The side effect profile also appeared promising, with no adverse effects or off-target blood clots. The only blood changes the researchers saw that couldn’t be explained by the trauma modeling procedure or subsequent treatment were transient declines in the particle-treated pigs’ white blood cell levels, which resolved within a week, the study said. There were no traces of the PLPs in any of the animals a week after the procedures, a sign they’d been excreted completely via the kidneys.
“We demonstrate here that [the PLPs] do not have major systemic risks and have an advantageous method of clearance, suggesting tremendous translational potential,” the scientists wrote in the article.
Of course, just because a drug is well tolerated in animals doesn’t mean the same will be true in humans. Early studies on how the particles interact with immune cells didn’t raise any red flags, and the researchers selected materials that have a low chance of sparking an immune reaction, Brown said. The results in pigs are particularly hopeful, as none of them developed a major porcine-specific immune reaction that sometimes occurs in response to nanoparticles.
Still, “we haven’t done a really extensive analysis of immune reactions,” Brown noted. “Everything we’ve seen so far points to the particles being well tolerated once we get to human studies, but it’s important to note that we haven’t tested them in humans yet.”
Those studies are likely a couple years out. SelSym is in the process of planning additional preclinical research projects that will be submitted as part of its IND.
“These things are always tricky [to predict], especially for a product like this,” Brown said. “We’re hoping that, definitely within two years, we’ll be in clinical trials.”
Moving forward
SelSym has received about $3 million in grants from the National Institutes of Health since it was founded in 2019, according to Brown. The money so far has gone to preclinical research and to studies on manufacturing feasibility. To support an IND milestone, the company has launched a seed round to raise $5 million, which will be followed by a $20 million series A.
“That would get us through our next major inflection point, which is a phase 1 clinical trial,” Brown said.
The biotech is open to partnering with larger companies as well as to collaborating with other upstarts that are working on similar technology, like Haima. Brown’s lab at NCSU already has an ongoing partnership with the lab of one of Haima’s co-founders, Anirban Sen Gupta, Ph.D., to see how future generations of their synthetic platelets could be combined.
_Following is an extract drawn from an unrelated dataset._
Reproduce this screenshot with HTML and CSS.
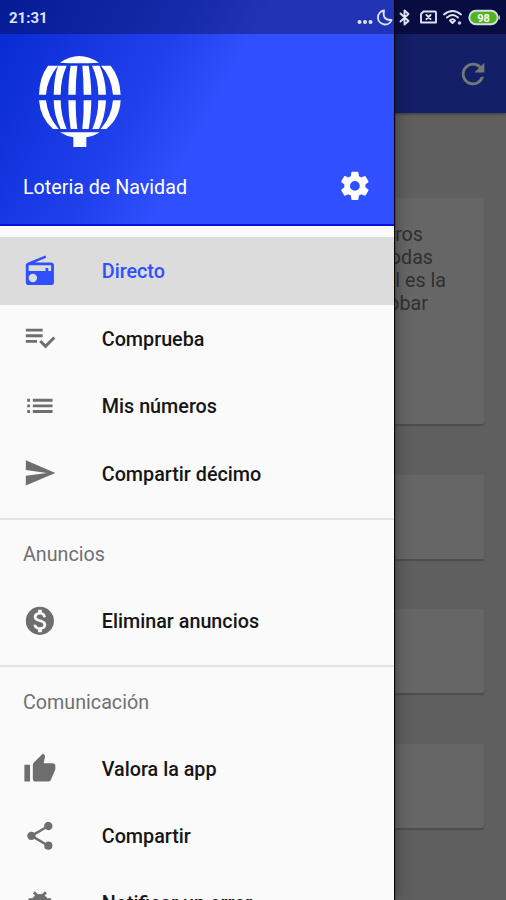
FILE: index.html
```html
<!DOCTYPE html>
<html lang="es">
<head>
<meta charset="utf-8">
<title>Loteria de Navidad</title>
<link rel="stylesheet" href="styles.css">
</head>
<body>
<div class="screen">
  <main class="page">
    <header class="appbar">
      <svg class="refresh" viewBox="0 0 24 24"><path d="M17.65 6.35A7.96 7.96 0 0 0 12 4a8 8 0 1 0 7.73 10h-2.08A6 6 0 1 1 12 6c1.66 0 3.14.69 4.22 1.78L13 11h7V4z"/></svg>
    </header>
    <section class="cards">
      <div class="card card-large">
        <p class="line line-1">ros</p>
        <p class="line line-2">odas</p>
        <p class="line line-3">l es la</p>
        <p class="line line-4">obar</p>
      </div>
      <div class="card"></div>
      <div class="card"></div>
      <div class="card"></div>
    </section>
  </main>

  <nav class="drawer">
    <header class="drawer-head">
      <svg class="logo" viewBox="50 45 255 280">
        <path d="M119 68Q176 28 236 68Q176 72 119 68Z"/>
        <path d="M83 77H113Q80 116 77 164H56Q57 112 83 77Z"/>
        <path d="M113 77H139Q121 117 121 164H100Q101 112 113 77Z"/>
        <path d="M151 77H171Q166 118 166 164H144Q144 114 151 77Z"/>
        <path d="M186 77H205Q212 116 213 164H190Q190 116 186 77Z"/>
        <path d="M215 77H238Q256 116 257 164H234Q233 114 215 77Z"/>
        <path d="M242 77H271Q299 112 301 164H278Q274 112 242 77Z"/>
        <path d="M56 181H77Q82 230 115 267L98 267Q60 235 56 181Z"/>
        <path d="M100 181H121Q122 230 139 267H121Q101 228 100 181Z"/>
        <path d="M144 181H166Q166 230 171 267H151Q144 224 144 181Z"/>
        <path d="M190 181H213Q212 230 205 267H186Q191 226 190 181Z"/>
        <path d="M234 181H257Q255 230 236 267H216Q234 226 234 181Z"/>
        <path d="M278 181H301Q298 235 258 267H241Q274 230 278 181Z"/>
        <path d="M119 277H238Q221 289 198 292V321H159V292Q138 289 119 277Z"/>
      </svg>
      <div class="title-row">
        <span>Loteria de Navidad</span>
        <svg class="icon gear" viewBox="0 0 24 24"><path d="M19.43 12.98c.04-.32.07-.64.07-.98s-.03-.66-.07-.98l2.11-1.65c.19-.15.24-.42.12-.64l-2-3.46c-.12-.22-.39-.3-.61-.22l-2.49 1c-.52-.4-1.08-.73-1.69-.98l-.38-2.65C14.46 2.18 14.25 2 14 2h-4c-.25 0-.46.18-.49.42l-.38 2.65c-.61.25-1.17.59-1.69.98l-2.49-1c-.23-.09-.49 0-.61.22l-2 3.46c-.13.22-.07.49.12.64l2.11 1.65c-.04.32-.07.65-.07.98s.03.66.07.98l-2.11 1.65c-.19.15-.24.42-.12.64l2 3.46c.12.22.39.3.61.22l2.49-1c.52.4 1.08.73 1.69.98l.38 2.65c.03.24.24.42.49.42h4c.25 0 .46-.18.49-.42l.38-2.65c.61-.25 1.17-.59 1.69-.98l2.49 1c.23.09.49 0 .61-.22l2-3.46c.12-.22.07-.49-.12-.64zM12 15.5a3.5 3.5 0 1 1 0-7 3.5 3.5 0 0 1 0 7z"/></svg>
      </div>
    </header>

    <div class="group primary">
      <a class="item active"><svg class="icon" viewBox="0 0 24 24"><path d="M3.24 6.15C2.51 6.43 2 7.17 2 8v12a2 2 0 0 0 2 2h16a2 2 0 0 0 2-2V8a2 2 0 0 0-2-2H8.3l8.26-3.34L15.88 1zM7 20a3 3 0 1 1 0-6 3 3 0 0 1 0 6zm13-8h-2v-2h-2v2H4V8h16z"/></svg><span>Directo</span></a>
      <a class="item"><svg class="icon" viewBox="0 0 24 24"><path d="M14 10H2v2h12zm0-4H2v2h12zM2 16h8v-2H2zm19.500-4.500L23 13l-6.990 7-4.510-4.500L13 14l3.010 3z" transform="translate(0 -.5)"/></svg><span>Comprueba</span></a>
      <a class="item"><svg class="icon" viewBox="0 0 24 24"><path d="M3 13h2v-2H3zm0 4h2v-2H3zm0-8h2V7H3zm4 4h14v-2H7zm0 4h14v-2H7zM7 7v2h14V7z"/></svg><span>Mis números</span></a>
      <a class="item"><svg class="icon" viewBox="0 0 24 24"><path d="M2.01 21 23 12 2.01 3 2 10l15 2-15 2z"/></svg><span>Compartir décimo</span></a>
    </div>
    <div class="group">
      <h2>Anuncios</h2>
      <a class="item"><svg class="icon" viewBox="0 0 24 24"><path d="M12 2a10 10 0 1 0 0 20 10 10 0 0 0 0-20zm1.41 16.09V20h-2.67v-1.93c-1.71-.36-3.16-1.46-3.27-3.4h1.96c.1 1.05.82 1.87 2.65 1.87 1.96 0 2.4-.98 2.4-1.59 0-.83-.44-1.61-2.67-2.14-2.48-.6-4.18-1.62-4.18-3.67 0-1.72 1.39-2.84 3.11-3.21V4h2.67v1.95c1.86.45 2.79 1.86 2.85 3.39H14.3c-.05-1.11-.64-1.87-2.22-1.87-1.5 0-2.4.68-2.4 1.64 0 .84.65 1.39 2.67 1.91s4.18 1.39 4.18 3.91c-.01 1.83-1.38 2.83-3.12 3.16z"/></svg><span>Eliminar anuncios</span></a>
    </div>
    <div class="group contact">
      <h2>Comunicación</h2>
      <a class="item"><svg class="icon" viewBox="0 0 24 24"><path d="M1 21h4V9H1zm22-11a2 2 0 0 0-2-2h-6.31l.95-4.57.03-.32c0-.41-.17-.79-.44-1.06L14.17 1 7.59 7.59C7.22 7.95 7 8.45 7 9v10a2 2 0 0 0 2 2h9c.83 0 1.54-.5 1.84-1.22l3.02-7.05c.09-.23.14-.47.14-.73z"/></svg><span>Valora la app</span></a>
      <a class="item"><svg class="icon" viewBox="0 0 24 24"><path d="M18 16.08c-.76 0-1.44.3-1.96.77L8.91 12.7c.05-.23.09-.46.09-.7s-.04-.47-.09-.7l7.05-4.11A3 3 0 1 0 15 5c0 .24.04.47.09.7L8.04 9.81A3 3 0 1 0 6 15c.79 0 1.5-.31 2.04-.81l7.12 4.16c-.05.21-.08.43-.08.65A2.92 2.92 0 1 0 18 16.08z"/></svg><span>Compartir</span></a>
      <a class="item last"><svg class="icon" viewBox="0 0 24 24"><path d="M20 8h-2.81a5.99 5.99 0 0 0-1.82-1.96L17 4.41 15.59 3l-2.17 2.17a6.03 6.03 0 0 0-2.83 0L8.41 3 7 4.41l1.62 1.63C7.88 6.55 7.26 7.22 6.81 8H4v2h2.09c-.05.33-.09.66-.09 1v1H4v2h2v1c0 .34.04.67.09 1H4v2h2.81a6 6 0 0 0 10.38 0H20v-2h-2.09c.05-.33.09-.66.09-1v-1h2v-2h-2v-1c0-.34-.04-.67-.09-1H20zm-6 8h-4v-2h4zm0-4h-4v-2h4z"/></svg><span>Notificar un error</span></a>
    </div>
  </nav>

  <div class="statusbar">
    <span class="clock">21:31</span>
    <svg class="status-icons" viewBox="0 0 150 34">
      <g fill="#dfe4fa"><circle cx="3.500" cy="22" r="2"/><circle cx="9" cy="22" r="2"/><circle cx="14.500" cy="22" r="2"/></g>
      <g fill="none" stroke="#dfe2f2" stroke-width="1.900" stroke-linejoin="round" stroke-linecap="round">
        <path d="M28 10.500A7 7 0 1 0 35.500 20Q26 20.500 28 10.500Z"/>
        <path d="M44.500 13.500L52.500 21L48.500 24.500V10.500L52.500 14L44.500 21.500"/>
        <path d="M67.500 11.500H79Q80 11.500 80 12.500V22.500H65V14Z"/>
        <path d="M70.500 15L74.500 19M74.500 15L70.500 19"/>
        <path d="M88 14.500Q96.500 7.500 105 14.500M91 17.500Q96.500 12.500 102 17.500M94 20.500Q96.500 18 99 20.500L96.500 23Z"/>
      </g>
      <circle cx="103.500" cy="23" r="1.800" fill="#b9cdf5"/>
      <rect x="113.300" y="10.800" width="28.400" height="13.400" rx="6.700" fill="#4fb51c" stroke="#d9dce3" stroke-width="1.900"/>
      <path d="M143.300 15.500V19.500" stroke="#c5cad8" stroke-width="1.300"/>
      <text class="battery" x="127.500" y="21.700" text-anchor="middle">98</text>
    </svg>
  </div>
</div>
</body>
</html>
```
FILE: styles.css
```css
* { box-sizing: border-box; }
body { margin: 0; font-family: Roboto, sans-serif; }
.screen { position: relative; width: 506px; height: 900px; overflow: hidden; background: #5f5f5f; }

.page { height: 900px; }
.appbar {
  display: flex; align-items: center; justify-content: flex-end;
  height: 113px; padding: 34px 16px 0 0; background: #131f66;
  box-shadow: 0 1px 3px rgba(0,0,0,.4);
}
.refresh { width: 34px; height: 34px; fill: #777; }
.cards { display: flex; flex-direction: column; gap: 50.500px; padding: 85px 22px 0; }
.card { height: 84px; border-radius: 2px; background: #666; box-shadow: 0 2px 1px #4d4d4d; }
.card-large { height: 226px; padding-top: 25px; }
.line { margin: 0; height: 23px; line-height: 23px; font-size: 19.7px; text-align: right; color: #303030; white-space: nowrap; }
.line-1 { width: 401px; }
.line-2 { width: 411px; }
.line-3 { width: 424px; }
.line-4 { width: 406px; }

.drawer {
  position: absolute; left: 0; top: 0; width: 394px; height: 900px; overflow: hidden;
  background: #fafafa; box-shadow: 1px 0 1px 0 #080808, 1px 0 0 0 #080808, 2px 0 14px rgba(0,0,0,.35);
}
.drawer-head {
  display: flex; flex-direction: column; justify-content: space-between;
  height: 225.500px; padding: 55px 22.500px 21px 23px; margin-bottom: 11.500px;
  border-bottom: 2px solid #0510d8;
  background: linear-gradient(118deg, #0629d0 0%, #2040ec 37%, #304ffe 53%, #304ffe 100%);
}
.logo { width: 85px; height: 93.300px; margin-left: 13.500px; fill: #fff; }
.title-row { display: flex; align-items: center; justify-content: space-between; height: 34px; font-size: 19.700px; color: #fff; }
.title-row span { padding-top: 3px; }
.icon { flex: none; width: 33.750px; height: 33.750px; fill: #6e6e6e; }
.gear { fill: #fff; }
.group + .group { margin-top: 10.500px; border-top: 2px solid #e3e3e3; }
.group + .contact { margin-top: 10px; }
.contact h2 { height: 68.500px; padding-top: 1px; }
.item { display: flex; align-items: center; gap: 45.500px; height: 67.500px; padding-left: 22.500px; font-size: 19.750px; font-weight: 500; color: #161616; }
.item span { padding-top: 1px; }
.primary .item span { padding-top: 2px; }
.item.last span { padding: 0; }
.active { background: #dcdcdc; color: #304ffe; }
.active .icon { fill: #304ffe; }
h2 { margin: 0; height: 67.500px; padding-left: 23px; line-height: 69px; font-size: 19.700px; font-weight: 400; color: #707070; }
.item.active { color: #304ffe; }

.statusbar {
  position: absolute; left: 0; top: 0; display: flex; justify-content: space-between; align-items: center;
  width: 506px; height: 34px; padding: 0 0 0 9px;
  background: linear-gradient(90deg, rgba(0,0,40,.34) 0 394px, rgba(0,0,40,.600) 394px);
}
.clock { padding-top: 2px; font-size: 15px; font-weight: 700; color: #dfe4fa; }
.status-icons { width: 150px; height: 34px; }
.battery { font: 700 11px Roboto, sans-serif; fill: #fff; }
```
That work is currently being funded by a new four-year, $2.75 million grant from the Department of Defense.
“On the academic side, we’re figuring out how to combine these types of technologies to get a little more bang for your buck,” Brown said.
While there’s much more work to be done, the findings from the latest study are a sign that SelSym is moving in the right direction.
“I know it may sound a little cheesy, but the whole reason that we started this work in the first place was to try and impact clinical outcomes for this really big problem,” Brown said.
“We’re really hopeful that we can take what we’ve learned in these animal studies and translate it to preventing deaths that shouldn’t happen.”
Editor's note: This article has been updated to clarify that SelSym is raising a $5 million seed round before launching a $20 million series A.